Yes, if a creditor has never dealt with the partnership previously but is aware of a partner, the retirement must be advertised in the London Gazette. The advertisement serves as deemed notice to the creditor.

26
Q

How does a novation agreement differ from an indemnity in relation to existing debts?

A

A novation agreement is a tripartite contract involving the creditor, the old partners, and the new partnership. It releases a retiring partner from an existing debt.
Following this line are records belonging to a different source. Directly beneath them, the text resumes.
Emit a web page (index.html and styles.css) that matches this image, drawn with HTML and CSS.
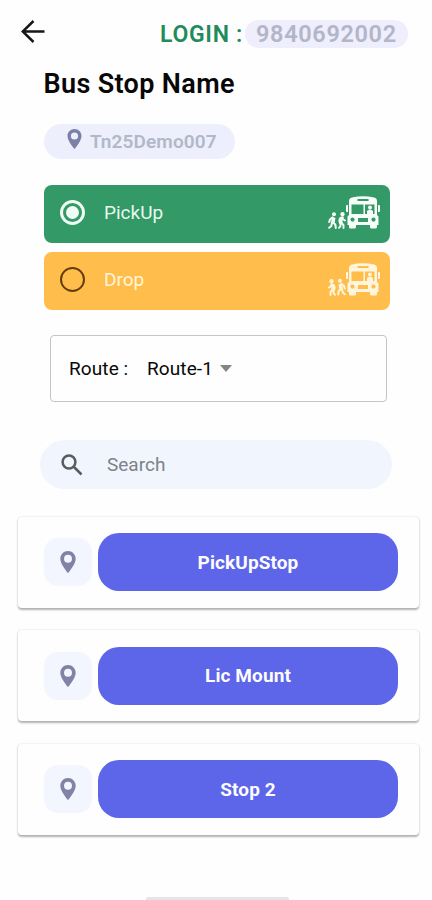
FILE: index.html
```html
<!DOCTYPE html>
<html lang="en">
<head>
<meta charset="utf-8">
<meta name="viewport" content="width=device-width, initial-scale=1">
<title>Bus Stop Name</title>
<link rel="stylesheet" href="styles.css">
</head>
<body>
<svg class="defs" width="0" height="0" aria-hidden="true">
  <symbol id="pin" viewBox="5 2 14 20"><path fill-rule="evenodd" d="M12 2C8.13 2 5 5.13 5 9c0 5.25 7 13 7 13s7-7.75 7-13c0-3.87-3.13-7-7-7zm0 10.600a3.600 3.600 0 1 1 0-7.200 3.600 3.600 0 0 1 0 7.200z"/></symbol>
  <symbol id="bus" viewBox="0 0 34 33">
    <path fill-rule="evenodd" d="M6 1.500Q17-1 28 1.500Q31 2 31 5V19l1.500 1.500V29h-31v-8.500L3 19V5Q3 2 6 1.500zM11.500 3v2h11V3zM5.500 8.500v9.500H17.500V8.500zM19 8.500v9.500h9.500V8.500zM6.500 21.500a2.100 2.100 0 1 0 0 4.200 2.100 2.100 0 0 0 0-4.200zM12 22v4h10v-4zM27.500 21.500a2.100 2.100 0 1 0 0 4.200 2.100 2.100 0 0 0 0-4.200z"/>
    <path d="M1 9h1v7H1Q0 16 0 15V10Q0 9 1 9zM32 9h1q1 0 1 1v5q0 1-1 1h-1zM3 29h7v2q0 1.500-1.500 1.500h-4Q3 32.500 3 31zM24 29h7v2q0 1.500-1.500 1.500h-4Q24 32.500 24 31z"/>
    <circle cx="24" cy="11.500" r="2"/><path d="M21 18v-3q3-3 6 0v3z"/>
  </symbol>
  <symbol id="climber" viewBox="0 0 9 17">
    <circle cx="6" cy="2.200" r="2"/>
    <path d="M4 4.500L7.500 6 6.500 11.500 3 11z"/>
    <path d="M4.300 5.500L2 7.500 1.200 10M5 10.500L7.300 12.500 7.800 16M4 10.500L3.300 14 1.200 15.800" fill="none" stroke="currentColor" stroke-width="2" stroke-linecap="round" stroke-linejoin="round"/>
  </symbol>
  <symbol id="rider" viewBox="0 0 9 17">
    <circle cx="5.500" cy="2.200" r="2.100"/>
    <path d="M3 5Q6 3.500 7 5L5.500 8.500 6 12 2.500 12Q0 8 3 5z"/>
    <path d="M5 6.500L8 8.500M5 11.500L6.500 13 6.500 16M3.500 11.500L3.500 14 2 15.800" fill="none" stroke="currentColor" stroke-width="1.900" stroke-linecap="round" stroke-linejoin="round"/>
  </symbol>
</svg>
<main class="screen">
  <header class="topbar">
    <svg class="back" viewBox="0 0 24 24"><path d="M23.500 11.500H1.500M12.500 1L1.700 11.500 12.500 22"/></svg>
    <div class="login"><span class="login-label">LOGIN :</span><span class="phone"><span>9840692002</span></span></div>
  </header>
  <h1><span>Bus Stop Name</span></h1>
  <div class="vehicle"><svg class="pin"><use href="#pin"/></svg><span>Tn25Demo007</span></div>
  <section class="options">
    <div class="option pickup"><i class="radio checked"></i><span>PickUp</span>
      <div class="art"><svg class="walker"><use href="#climber"/></svg><svg class="walker"><use href="#rider"/></svg><svg class="bus"><use href="#bus"/></svg></div></div>
    <div class="option drop"><i class="radio"></i><span>Drop</span>
      <div class="art"><svg class="walker flip"><use href="#rider"/></svg><svg class="walker tall flip"><use href="#climber"/></svg><svg class="bus"><use href="#bus"/></svg></div></div>
  </section>
  <div class="route"><span class="route-label">Route :</span><span class="route-value">Route-1</span><i class="caret"></i></div>
  <div class="search"><svg viewBox="0 0 22 22"><circle cx="8" cy="8" r="6.400"/><path d="M13 13l7.500 7.500"/></svg><span>Search</span></div>
  <section class="stops">
    <article class="stop"><div class="pinbox"><svg class="pin"><use href="#pin"/></svg></div><div class="name"><span>PickUpStop</span></div></article>
    <article class="stop"><div class="pinbox"><svg class="pin"><use href="#pin"/></svg></div><div class="name"><span>Lic Mount</span></div></article>
    <article class="stop"><div class="pinbox"><svg class="pin"><use href="#pin"/></svg></div><div class="name"><span>Stop 2</span></div></article>
  </section>
  <div class="home"></div>
</main>
</body>
</html>
```
FILE: styles.css
```css
* { box-sizing: border-box; }
body { margin: 0; background: #fefefe; font-family: Roboto, sans-serif; color: #080808; }
.defs { display: block; }
svg { display: block; flex: none; }
.screen { width: 432px; height: 900px; overflow: hidden; display: flex; flex-direction: column; }
.topbar { display: flex; justify-content: space-between; height: 48px; padding: 20px 24px 0 21px; }
.back { width: 24px; height: 24px; fill: none; stroke: #171717; stroke-width: 2.500; }
.login { display: flex; align-items: center; height: 28px; white-space: nowrap; }
.login-label { width: 85px; font-size: 23px; font-weight: 600; letter-spacing: .7px; color: #218b5c; }
.phone { width: 163px; height: 28px; border-radius: 14px; background: #eeeefc; color: #b3b5c8; font-size: 23.500px; line-height: 29px; font-weight: 600; letter-spacing: .65px; padding-left: 11px; }
h1 { margin: 20px 0 0 43.500px; height: 32px; line-height: 32px; font-size: 27px; font-weight: 600; letter-spacing: .35px; white-space: nowrap; }
.vehicle { margin: 24px 0 0 44px; width: 191px; height: 35px; border-radius: 18px; background: #eeeffc; display: flex; align-items: center; padding-left: 23px; gap: 8px; color: #b2b7c9; font-size: 19px; font-weight: 600; letter-spacing: .1px; }
.pin { width: 16px; height: 22px; fill: #7c7fa6; }
.vehicle .pin { width: 15px; height: 20px; margin-top: -5px; }
.options { margin: 26px 42px 0 44px; display: flex; flex-direction: column; gap: 9px; }
.option { height: 58px; border-radius: 8px; display: flex; align-items: center; padding: 0 10px 4px 16px; font-size: 19px; }
.pickup { background: #339966; color: #e7f8ed; }
.drop { background: #ffbd4c; color: #fff5da; }
.radio { width: 25px; height: 25px; border: 2.500px solid #653e0b; border-radius: 50%; margin-right: 19px; display: grid; place-items: center; }
.checked { border-width: 3px; border-color: #effbf4; }
.checked::after { content: ""; width: 13px; height: 13px; border-radius: 50%; background: #effbf4; }
.art { margin-left: auto; display: flex; align-items: flex-end; color: #f8fff8; fill: currentColor; }
.drop .art { color: #fff5dc; }
.walker { width: 9px; height: 17px; }
.tall { height: 18px; }
.bus { width: 34px; height: 33px; }
.flip { transform: scaleX(-1); }
.route { margin: 25px 45px 0 50px; height: 67px; border: 1.500px solid #c5c5c5; border-radius: 4px; display: flex; align-items: center; padding-left: 18px; font-size: 19px; letter-spacing: .1px; }
.route-label { width: 78px; }
.route-value { width: 73px; }
.caret { border: 6px solid transparent; border-top: 7px solid #858585; border-bottom: 0; }
.search { margin: 38px 40px 0; height: 49px; border-radius: 25px; background: #f1f5fe; display: flex; align-items: center; padding-left: 21px; gap: 24px; font-size: 19px; color: #7f8287; }
.search svg { width: 22px; height: 22px; fill: none; stroke: #595b5f; stroke-width: 2.500; }
.stops { margin: 27.500px 13px 0 18px; display: flex; flex-direction: column; gap: 22.500px; }
.stop { height: 91px; border-radius: 4px; background: #fefefe; box-shadow: 0 1.500px 2px #b2b2b2, 0 0 2px #e5e5e5; display: flex; align-items: center; padding: 0 21px 0 26px; gap: 6px; }
.pinbox { width: 48px; height: 48px; border-radius: 14px; background: #f3f6fe; display: grid; place-items: center; }
.pinbox .pin { fill: #8083a5; }
.name { flex: 1; height: 58px; border-radius: 21px; background: #5d65e8; color: #fcfcff; display: grid; place-items: center; font-size: 19px; font-weight: 700; letter-spacing: .1px; }
.home { width: 143px; height: 3px; margin: auto 0 0 146px; background: #e5e5e5; border-radius: 2px 2px 0 0; }
```
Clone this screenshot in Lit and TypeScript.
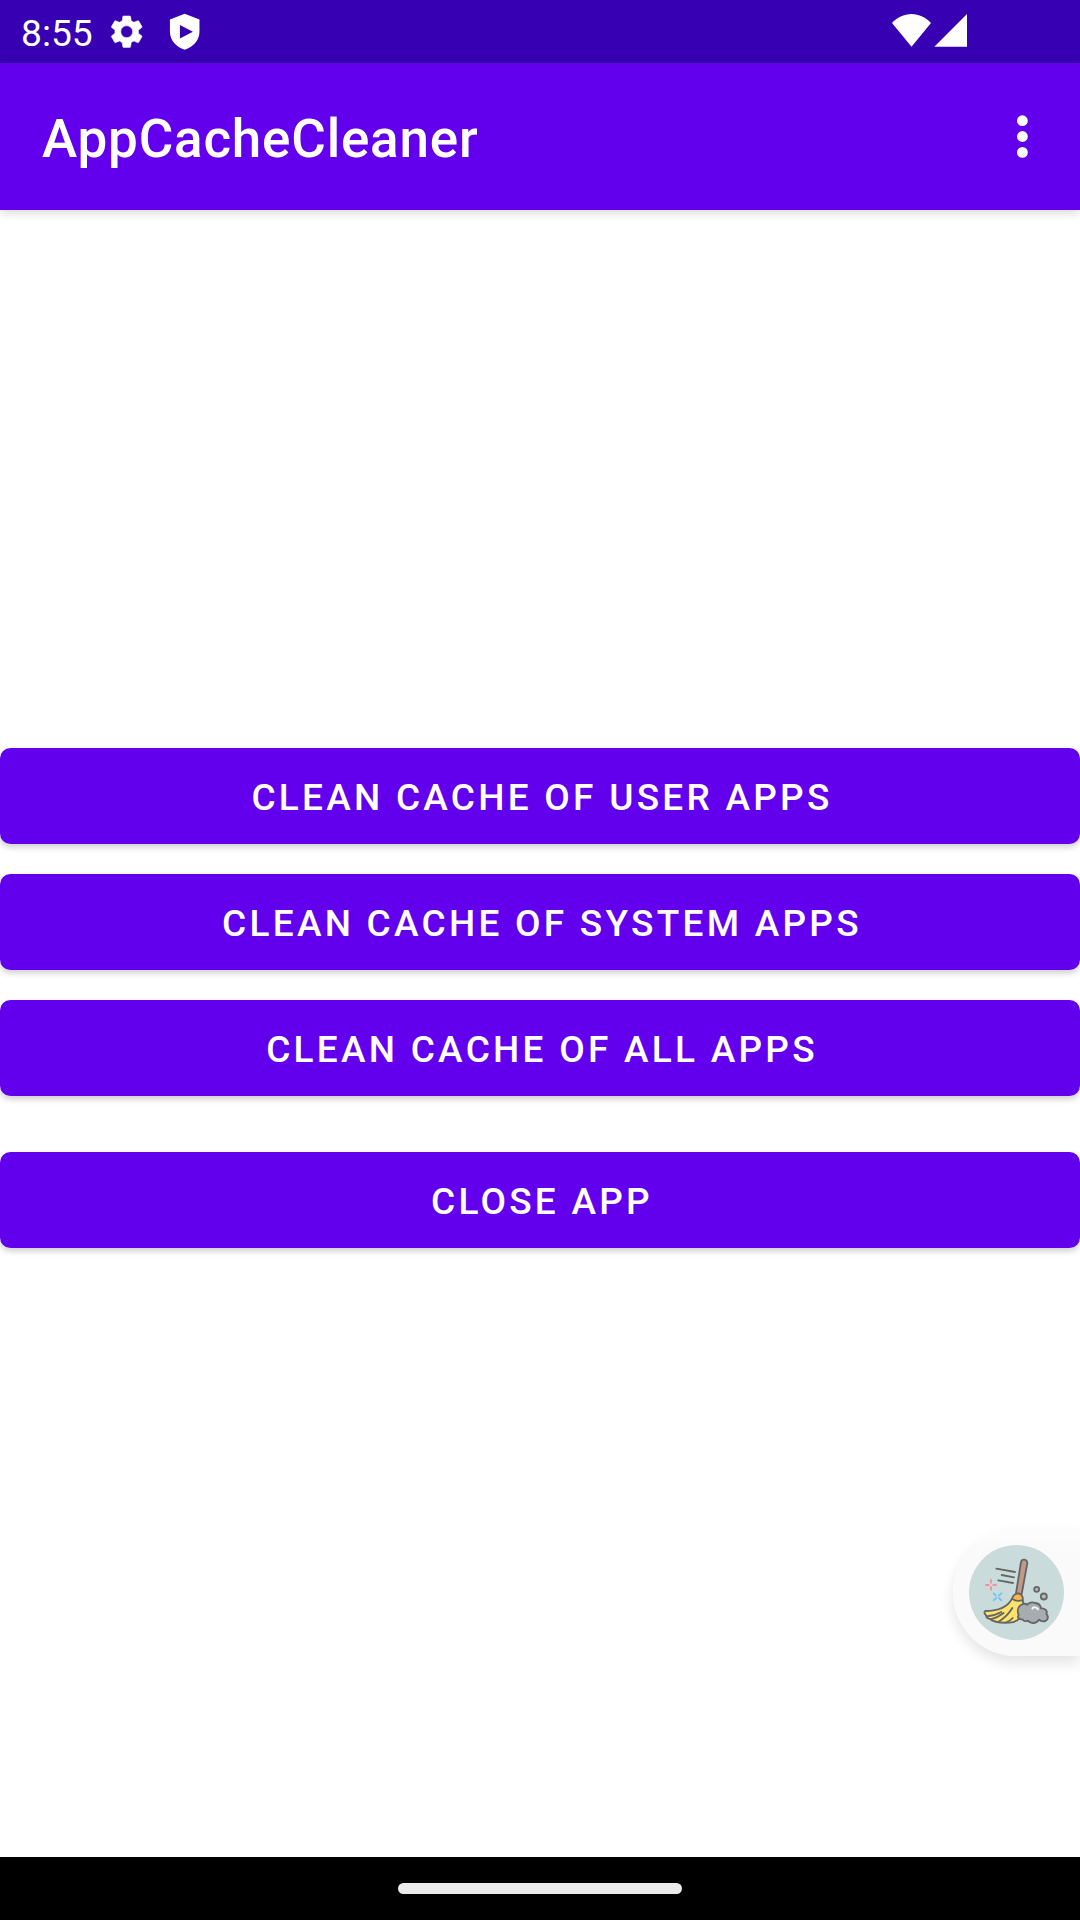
import { LitElement, html, css, svg } from "lit";
import { customElement, property } from "lit/decorators.js";

@customElement("status-bar")
class StatusBar extends LitElement {
  @property() time = "8:55";

  static styles = css`
    :host {
      display: flex;
      align-items: flex-start;
      height: 63px;
      box-sizing: border-box;
      padding: 12px 113px 0 21px;
      background: #3700b3;
      color: #fff;
    }
    .time {
      width: 86px;
      font-size: 37.2px;
      line-height: 43px;
    }
    .gear {
      width: 39.4px;
      height: 39.4px;
      margin-right: 19.1px;
      stroke: #fff;
      stroke-width: 0.3;
    }
    .shield {
      width: 39.4px;
      height: 39.4px;
    }
    .spacer {
      flex: 1;
    }
    .signals {
      width: 75px;
      height: 33px;
      margin-top: 2px;
    }
    svg {
      display: block;
      fill: #fff;
    }
  `;

  render() {
    return html`
      <div class="time">${this.time}</div>
      <svg class="gear" viewBox="0 0 24 24">
        <path
          d="M19.14 12.94c.04-.3.06-.61.06-.94 0-.32-.02-.64-.07-.94l2.03-1.58c.18-.14.23-.41.12-.61l-1.92-3.32c-.12-.22-.37-.29-.59-.22l-2.39.96c-.5-.38-1.03-.7-1.62-.94l-.36-2.54c-.04-.24-.24-.41-.48-.41h-3.84c-.24 0-.43.17-.47.41l-.36 2.54c-.59.24-1.13.57-1.62.94l-2.39-.96c-.22-.08-.47 0-.59.22L2.74 8.87c-.12.21-.08.47.12.61l2.03 1.58c-.05.3-.09.63-.09.94s.02.64.07.94l-2.03 1.58c-.18.14-.23.41-.12.61l1.92 3.32c.12.22.37.29.59.22l2.39-.96c.5.38 1.03.7 1.62.94l.36 2.54c.05.24.24.41.48.41h3.84c.24 0 .44-.17.47-.41l.36-2.54c.59-.24 1.13-.56 1.62-.94l2.39.96c.22.08.47 0 .59-.22l1.92-3.32c.12-.22.07-.47-.12-.61l-2.01-1.58zM12 15.6c-1.98 0-3.6-1.62-3.6-3.6s1.62-3.6 3.6-3.6 3.6 1.62 3.6 3.6-1.62 3.6-3.6 3.6z"
        />
      </svg>
      <svg class="shield" viewBox="0 0 24 24">
        <path
          fill-rule="evenodd"
          d="M12 1L3 4.6v7.3c0 5.3 3.8 9.5 9 11.1 5.2-1.6 9-5.8 9-11.1V4.6zM9.1 7.9v8.2l7.9-4.1z"
        />
      </svg>
      <div class="spacer"></div>
      <svg class="signals" viewBox="0 0 75 33">
        <path d="M19.5 32.7L0 9C5 3.5 12 0 19.5 0S34 3.5 39 9zM75 0v32.7H42.3z" />
      </svg>
    `;
  }
}

@customElement("title-bar")
class TitleBar extends LitElement {
  @property() heading = "";

  static styles = css`
    :host {
      display: flex;
      align-items: center;
      justify-content: space-between;
      height: 147px;
      box-sizing: border-box;
      padding: 0 47px 0 42px;
      background: #6200ee;
      color: #fff;
      box-shadow: 0 2px 10px rgba(0, 0, 0, 0.18);
    }
    .heading {
      margin: 0;
      padding-top: 5px;
      font-size: 53px;
      font-weight: 500;
      line-height: 62px;
      letter-spacing: 0.79px;
      white-space: nowrap;
    }
    .more {
      display: block;
      width: 21px;
      height: 63px;
      fill: #fff;
    }
  `;

  render() {
    return html`
      <h1 class="heading">${this.heading}</h1>
      <svg class="more" viewBox="0 0 21 63">
        ${[15.7, 31.5, 47.4].map((y) => svg`<circle cx="10.4" cy=${y} r="5.4" />`)}
      </svg>
    `;
  }
}

@customElement("broom-bubble")
class BroomBubble extends LitElement {
  static styles = css`
    :host {
      display: flex;
      align-items: center;
      box-sizing: border-box;
      width: 127px;
      height: 127px;
      padding-left: 16px;
      border-radius: 63.5px 0 0 63.5px;
      background: linear-gradient(#fdfdfd, #fafafa 20px);
      box-shadow: 0 7px 14px rgba(0, 0, 0, 0.11);
    }
    svg {
      display: block;
      width: 95px;
      height: 95px;
    }
  `;

  render() {
    return html`
      <svg viewBox="27 15 285 285" fill="none" stroke="#666" stroke-width="5.5" stroke-linecap="round" stroke-linejoin="round">
        <circle cx="169.5" cy="157.5" r="142.5" fill="#c9dbda" stroke="none" />
        <path d="M109 86L165 96M125 105L162 112M115 121L159 129" />
        <g stroke="#f78f9b">
          <path d="M93 120v8M93 141v8M78 135h8M100 135h8" />
        </g>
        <g stroke="#6fc4f7">
          <path d="M101 160l7 7M117 174l7 7M124 160l-7 7M108 174l-7 7" />
        </g>
        <path d="M183 66Q185 58 193 59T202 69L185 162L168 160Z" fill="#c49a86" />
        <path
          d="M156 176C145 198 119 213 76 213C70 217 75 222 80 229C78 232 84 237 91 237C99 245 118 249 145 248Q159 249 172 241C188 224 194 205 188 181Z"
          fill="#ffe36b"
        />
        <path d="M80 229Q102 228 124 216M92 238Q115 232 131 219M116 245Q143 228 157 204M139 247Q151 242 158 234" />
        <path d="M156 176C160 164 169 160 176 161C185 162 190 172 188 180Q171 187 156 176Z" fill="#fdb44b" />
        <path
          d="M187 238C177 240 171 231 176 224C172 216 172 204 180 197C187 190 197 190 202 194C207 187 218 186 225 189C236 190 242 197 243 205C255 204 264 213 259 222C268 231 263 244 249 244C242 244 239 241 237 239C232 246 226 250 218 249C211 249 207 246 204 242C198 245 190 243 187 238Z"
          fill="#a6acb0"
        />
        <path d="M217 206C219 200 231 201 234 208" stroke="#f4f6f7" stroke-width="6" />
        <circle cx="230" cy="148" r="7.5" fill="#b4bcbe" />
        <circle cx="251.5" cy="169.5" r="9" fill="#b4bcbe" />
      </svg>
    `;
  }
}

@customElement("app-root")
class AppRoot extends LitElement {
  private cleanActions = ["Clean cache of user apps", "Clean cache of system apps", "Clean cache of all apps"];

  static styles = css`
    :host {
      display: flex;
      flex-direction: column;
      position: relative;
      width: 1080px;
      height: 1920px;
      overflow: hidden;
      background: #fff;
      font-family: Roboto, sans-serif;
    }
    .content {
      flex: 1;
      display: flex;
      flex-direction: column;
      padding-top: 538px;
    }
    .actions {
      display: flex;
      flex-direction: column;
      gap: 30px;
      margin-bottom: 56px;
    }
    .action {
      display: block;
      box-sizing: border-box;
      width: 100%;
      height: 96px;
      padding: 2px 0 0 4px;
      border: 0;
      border-radius: 10.5px;
      background: #6200ee;
      color: #fff;
      font: 500 37px/43px Roboto, sans-serif;
      letter-spacing: 3.25px;
      text-transform: uppercase;
      box-shadow: 0 3px 6px rgba(0, 0, 0, 0.2);
    }
    .bubble {
      position: absolute;
      right: 0;
      top: 1529px;
    }
    .nav {
      display: flex;
      align-items: center;
      justify-content: center;
      height: 63px;
      background: #000;
    }
    .pill {
      width: 284px;
      height: 11px;
      border-radius: 5.5px;
      background: #ebebeb;
    }
  `;

  render() {
    return html`
      <status-bar></status-bar>
      <title-bar heading="AppCacheCleaner"></title-bar>
      <main class="content">
        <div class="actions">
          ${this.cleanActions.map((label) => html`<button class="action">${label}</button>`)}
        </div>
        <button class="action">Close app</button>
      </main>
      <broom-bubble class="bubble"></broom-bubble>
      <footer class="nav"><div class="pill"></div></footer>
    `;
  }
}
An indemnity, on the other hand, is a bipartite agreement between the retiring partner and other partners, not binding the creditors, who can still sue the retired partner.

27
Q

What options does a creditor have if a partner cannot pay?

A

A creditor can sue the firm as a group or individually sue any liable partners.
If judgment is obtained against an individual partner who cannot pay, the creditor can initiate new proceedings against the firm.
Judgment against the firm, even if it cannot pay from its assets, can be enforced against the private assets of any liable person.
If none of these methods satisfy the creditor’s claim, it indicates insolvency, likely leading to insolvency proceedings.

28
Q

What happens if a firm is insolvent?

A

Insolvency proceedings are likely to follow.
Insolvency of a partnership and its partners is governed by the Insolvent Partnerships Order 1994 (as amended by SI 2002/1308) and the Insolvency Act 1986.
A partnership, though not a separate legal entity, can be wound up as an unregistered company or utilize rescue procedures similar to companies, such as a ‘voluntary arrangement’ or an ‘administration order’

29
Q

Is a partnership subject to bankruptcy laws?

A

No, a partnership is not governed by bankruptcy laws applicable to individuals. Instead, it may be subject to a winding-up order, and individual partners may face bankruptcy orders

30
Q

In a partnership joint venture involving companies, what should the agreement address in the event of insolvency?

A

The agreement needs to provide a mechanism to unwind the joint venture if one party is heading for insolvency.